* **Data shown**
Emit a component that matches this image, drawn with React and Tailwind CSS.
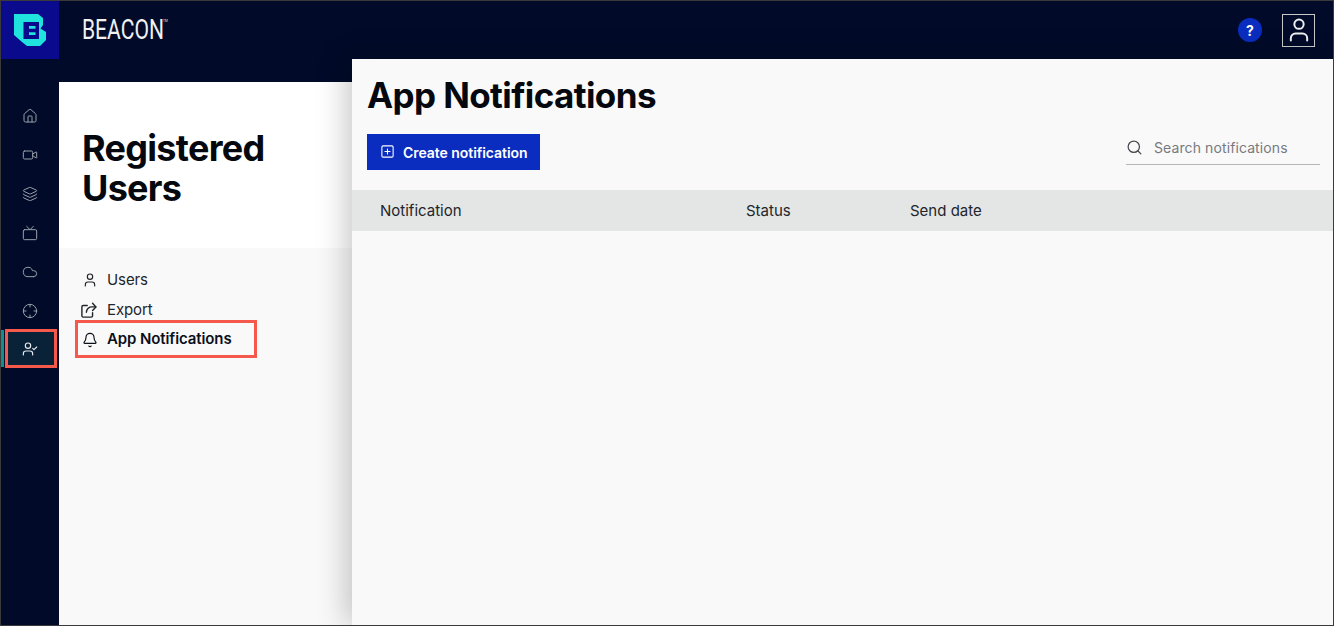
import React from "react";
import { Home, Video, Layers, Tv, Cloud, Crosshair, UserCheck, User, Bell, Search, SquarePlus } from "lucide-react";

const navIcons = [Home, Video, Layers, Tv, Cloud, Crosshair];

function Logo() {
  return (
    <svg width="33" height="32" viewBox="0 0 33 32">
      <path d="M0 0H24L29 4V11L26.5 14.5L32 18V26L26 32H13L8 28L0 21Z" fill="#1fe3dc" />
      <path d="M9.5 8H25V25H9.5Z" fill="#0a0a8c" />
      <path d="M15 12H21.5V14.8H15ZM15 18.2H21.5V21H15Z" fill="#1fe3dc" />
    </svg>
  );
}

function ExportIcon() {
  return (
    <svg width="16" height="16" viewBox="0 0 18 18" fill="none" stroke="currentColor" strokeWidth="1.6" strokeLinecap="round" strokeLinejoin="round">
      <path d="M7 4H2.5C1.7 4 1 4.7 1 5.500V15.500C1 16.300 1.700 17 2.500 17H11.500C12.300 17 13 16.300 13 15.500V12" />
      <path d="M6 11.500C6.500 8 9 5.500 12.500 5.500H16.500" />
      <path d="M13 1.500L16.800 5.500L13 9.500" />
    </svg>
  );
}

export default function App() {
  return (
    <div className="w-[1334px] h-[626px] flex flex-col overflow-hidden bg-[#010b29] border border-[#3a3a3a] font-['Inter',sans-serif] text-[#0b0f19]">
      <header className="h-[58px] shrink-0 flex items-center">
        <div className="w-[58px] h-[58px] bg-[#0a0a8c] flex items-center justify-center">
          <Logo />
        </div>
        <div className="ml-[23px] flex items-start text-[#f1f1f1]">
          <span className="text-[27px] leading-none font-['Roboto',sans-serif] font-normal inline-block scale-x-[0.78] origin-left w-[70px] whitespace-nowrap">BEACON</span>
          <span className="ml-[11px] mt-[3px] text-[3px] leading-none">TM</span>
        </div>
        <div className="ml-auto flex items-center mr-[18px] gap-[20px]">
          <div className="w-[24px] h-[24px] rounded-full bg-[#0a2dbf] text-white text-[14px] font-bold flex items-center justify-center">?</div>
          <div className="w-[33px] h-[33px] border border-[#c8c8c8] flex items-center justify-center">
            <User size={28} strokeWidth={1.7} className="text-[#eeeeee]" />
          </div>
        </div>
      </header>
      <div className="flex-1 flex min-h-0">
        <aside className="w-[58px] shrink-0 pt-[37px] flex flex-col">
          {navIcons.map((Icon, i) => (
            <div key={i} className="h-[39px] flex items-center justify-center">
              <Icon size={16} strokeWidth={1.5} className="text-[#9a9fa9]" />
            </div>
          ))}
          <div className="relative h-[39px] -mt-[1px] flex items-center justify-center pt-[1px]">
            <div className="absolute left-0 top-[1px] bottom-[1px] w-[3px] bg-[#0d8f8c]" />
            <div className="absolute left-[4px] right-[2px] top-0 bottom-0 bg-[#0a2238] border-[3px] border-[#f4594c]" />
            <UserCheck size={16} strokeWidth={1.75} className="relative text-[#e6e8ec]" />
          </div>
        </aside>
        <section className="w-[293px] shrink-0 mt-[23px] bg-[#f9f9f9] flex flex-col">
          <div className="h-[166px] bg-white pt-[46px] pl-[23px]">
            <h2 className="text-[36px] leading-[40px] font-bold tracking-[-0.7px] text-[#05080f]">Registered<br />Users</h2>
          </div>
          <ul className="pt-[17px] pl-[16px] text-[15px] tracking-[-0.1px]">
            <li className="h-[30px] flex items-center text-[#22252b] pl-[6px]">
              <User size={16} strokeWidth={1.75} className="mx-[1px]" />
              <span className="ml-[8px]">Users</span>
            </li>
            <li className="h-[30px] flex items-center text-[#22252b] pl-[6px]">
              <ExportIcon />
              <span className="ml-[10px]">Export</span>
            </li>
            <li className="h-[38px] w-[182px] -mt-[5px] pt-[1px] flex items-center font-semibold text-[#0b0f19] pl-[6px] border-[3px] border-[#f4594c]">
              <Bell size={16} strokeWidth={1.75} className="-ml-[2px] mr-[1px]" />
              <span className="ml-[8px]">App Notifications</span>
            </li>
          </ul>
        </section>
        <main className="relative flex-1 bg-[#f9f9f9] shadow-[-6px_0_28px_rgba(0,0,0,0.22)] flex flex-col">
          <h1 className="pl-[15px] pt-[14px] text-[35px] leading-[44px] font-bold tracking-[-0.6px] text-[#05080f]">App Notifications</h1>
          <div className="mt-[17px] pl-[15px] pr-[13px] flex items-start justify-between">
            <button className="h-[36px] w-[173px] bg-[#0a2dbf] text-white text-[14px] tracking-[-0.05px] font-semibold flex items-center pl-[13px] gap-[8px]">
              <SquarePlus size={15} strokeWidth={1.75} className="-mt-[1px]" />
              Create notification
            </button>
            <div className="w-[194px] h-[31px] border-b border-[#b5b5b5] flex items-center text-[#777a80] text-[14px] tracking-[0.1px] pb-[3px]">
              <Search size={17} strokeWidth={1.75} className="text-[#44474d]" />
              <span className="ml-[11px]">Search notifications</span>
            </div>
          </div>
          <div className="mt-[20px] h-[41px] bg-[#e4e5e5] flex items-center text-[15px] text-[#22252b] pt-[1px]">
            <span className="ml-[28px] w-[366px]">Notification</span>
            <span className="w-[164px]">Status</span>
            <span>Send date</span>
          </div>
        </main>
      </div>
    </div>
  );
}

* **Aim of the exercise**
Leave the pictures out and copy the rest of the data exactly.

* **Exercise response**
Emit a component that matches this image, drawn with React and Tailwind CSS.
import React from "react";
import { Home, Video, Layers, Tv, Cloud, Crosshair, UserCheck, User, Bell, Search, SquarePlus } from "lucide-react";

const navIcons = [Home, Video, Layers, Tv, Cloud, Crosshair];

function Logo() {
  return (
    <svg width="33" height="32" viewBox="0 0 33 32">
      <path d="M0 0H24L29 4V11L26.5 14.5L32 18V26L26 32H13L8 28L0 21Z" fill="#1fe3dc" />
      <path d="M9.5 8H25V25H9.5Z" fill="#0a0a8c" />
      <path d="M15 12H21.5V14.8H15ZM15 18.2H21.5V21H15Z" fill="#1fe3dc" />
    </svg>
  );
}

function ExportIcon() {
  return (
    <svg width="16" height="16" viewBox="0 0 18 18" fill="none" stroke="currentColor" strokeWidth="1.6" strokeLinecap="round" strokeLinejoin="round">
      <path d="M7 4H2.5C1.7 4 1 4.7 1 5.500V15.500C1 16.300 1.700 17 2.500 17H11.500C12.300 17 13 16.300 13 15.500V12" />
      <path d="M6 11.500C6.500 8 9 5.500 12.500 5.500H16.500" />
      <path d="M13 1.500L16.800 5.500L13 9.500" />
    </svg>
  );
}

export default function App() {
  return (
    <div className="w-[1334px] h-[626px] flex flex-col overflow-hidden bg-[#010b29] border border-[#3a3a3a] font-['Inter',sans-serif] text-[#0b0f19]">
      <header className="h-[58px] shrink-0 flex items-center">
        <div className="w-[58px] h-[58px] bg-[#0a0a8c] flex items-center justify-center">
          <Logo />
        </div>
        <div className="ml-[23px] flex items-start text-[#f1f1f1]">
          <span className="text-[27px] leading-none font-['Roboto',sans-serif] font-normal inline-block scale-x-[0.78] origin-left w-[70px] whitespace-nowrap">BEACON</span>
          <span className="ml-[11px] mt-[3px] text-[3px] leading-none">TM</span>
        </div>
        <div className="ml-auto flex items-center mr-[18px] gap-[20px]">
          <div className="w-[24px] h-[24px] rounded-full bg-[#0a2dbf] text-white text-[14px] font-bold flex items-center justify-center">?</div>
          <div className="w-[33px] h-[33px] border border-[#c8c8c8] flex items-center justify-center">
            <User size={28} strokeWidth={1.7} className="text-[#eeeeee]" />
          </div>
        </div>
      </header>
      <div className="flex-1 flex min-h-0">
        <aside className="w-[58px] shrink-0 pt-[37px] flex flex-col">
          {navIcons.map((Icon, i) => (
            <div key={i} className="h-[39px] flex items-center justify-center">
              <Icon size={16} strokeWidth={1.5} className="text-[#9a9fa9]" />
            </div>
          ))}
          <div className="relative h-[39px] -mt-[1px] flex items-center justify-center pt-[1px]">
            <div className="absolute left-0 top-[1px] bottom-[1px] w-[3px] bg-[#0d8f8c]" />
            <div className="absolute left-[4px] right-[2px] top-0 bottom-0 bg-[#0a2238] border-[3px] border-[#f4594c]" />
            <UserCheck size={16} strokeWidth={1.75} className="relative text-[#e6e8ec]" />
          </div>
        </aside>
        <section className="w-[293px] shrink-0 mt-[23px] bg-[#f9f9f9] flex flex-col">
          <div className="h-[166px] bg-white pt-[46px] pl-[23px]">
            <h2 className="text-[36px] leading-[40px] font-bold tracking-[-0.7px] text-[#05080f]">Registered<br />Users</h2>
          </div>
          <ul className="pt-[17px] pl-[16px] text-[15px] tracking-[-0.1px]">
            <li className="h-[30px] flex items-center text-[#22252b] pl-[6px]">
              <User size={16} strokeWidth={1.75} className="mx-[1px]" />
              <span className="ml-[8px]">Users</span>
            </li>
            <li className="h-[30px] flex items-center text-[#22252b] pl-[6px]">
              <ExportIcon />
              <span className="ml-[10px]">Export</span>
            </li>
            <li className="h-[38px] w-[182px] -mt-[5px] pt-[1px] flex items-center font-semibold text-[#0b0f19] pl-[6px] border-[3px] border-[#f4594c]">
              <Bell size={16} strokeWidth={1.75} className="-ml-[2px] mr-[1px]" />
              <span className="ml-[8px]">App Notifications</span>
            </li>
          </ul>
        </section>
        <main className="relative flex-1 bg-[#f9f9f9] shadow-[-6px_0_28px_rgba(0,0,0,0.22)] flex flex-col">
          <h1 className="pl-[15px] pt-[14px] text-[35px] leading-[44px] font-bold tracking-[-0.6px] text-[#05080f]">App Notifications</h1>
          <div className="mt-[17px] pl-[15px] pr-[13px] flex items-start justify-between">
            <button className="h-[36px] w-[173px] bg-[#0a2dbf] text-white text-[14px] tracking-[-0.05px] font-semibold flex items-center pl-[13px] gap-[8px]">
              <SquarePlus size={15} strokeWidth={1.75} className="-mt-[1px]" />
              Create notification
            </button>
            <div className="w-[194px] h-[31px] border-b border-[#b5b5b5] flex items-center text-[#777a80] text-[14px] tracking-[0.1px] pb-[3px]">
              <Search size={17} strokeWidth={1.75} className="text-[#44474d]" />
              <span className="ml-[11px]">Search notifications</span>
            </div>
          </div>
          <div className="mt-[20px] h-[41px] bg-[#e4e5e5] flex items-center text-[15px] text-[#22252b] pt-[1px]">
            <span className="ml-[28px] w-[366px]">Notification</span>
            <span className="w-[164px]">Status</span>
            <span>Send date</span>
          </div>
        </main>
      </div>
    </div>
  );
}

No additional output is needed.